Can I just patch the ripped screen and leave the vent alone?

Yes, but only if the vent body is still square, tight, and undamaged. If the hood or base is bent, a patched screen usually fails again because the animal already loosened the structure around it.

Will a missing roof vent screen cause a roof leak by itself?

Usually the missing screen alone is more of a pest problem than a leak problem. The leak risk goes up when the raccoon also bent the vent, lifted flashing, or loosened shingles around the vent.

How do I know if the raccoon got into the attic?

Look for fresh droppings, disturbed insulation, nesting material, or a worn path directly below the vent. Daylight around the vent base or debris under the opening also points to a real entry path, not just surface scratching.

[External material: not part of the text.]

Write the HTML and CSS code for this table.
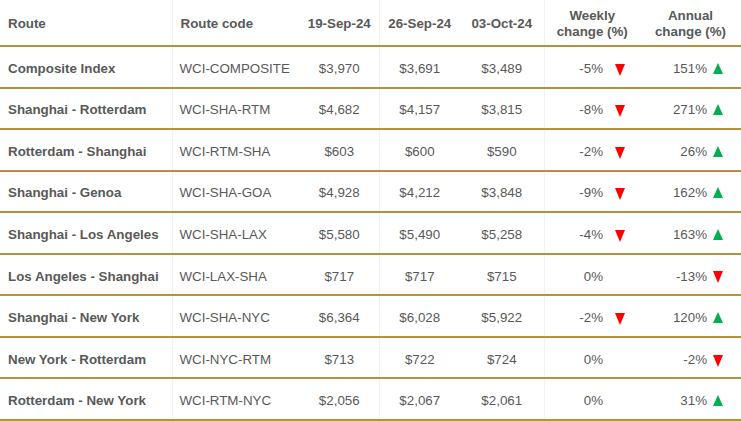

Should I cover the opening right away?

A temporary cover can make sense if weather or repeat animal entry is the immediate problem, but do not permanently seal the vent until you know no animal is still using it. Temporary fixes should be short-term and should not replace a proper vent or screen repair.

When is full roof vent replacement the better call?

Replace the whole roof vent when the housing is bent, cracked, loose, or pulled up from the roof, or when the vent will not hold a new screen securely. That is the more reliable fix than trying to rebuild a distorted vent in place.

Do I need a roofer or a wildlife company first?

If there is active animal use, start with wildlife removal. If the animal is gone but the vent, flashing, or surrounding shingles are damaged, a roofer is usually the right next call.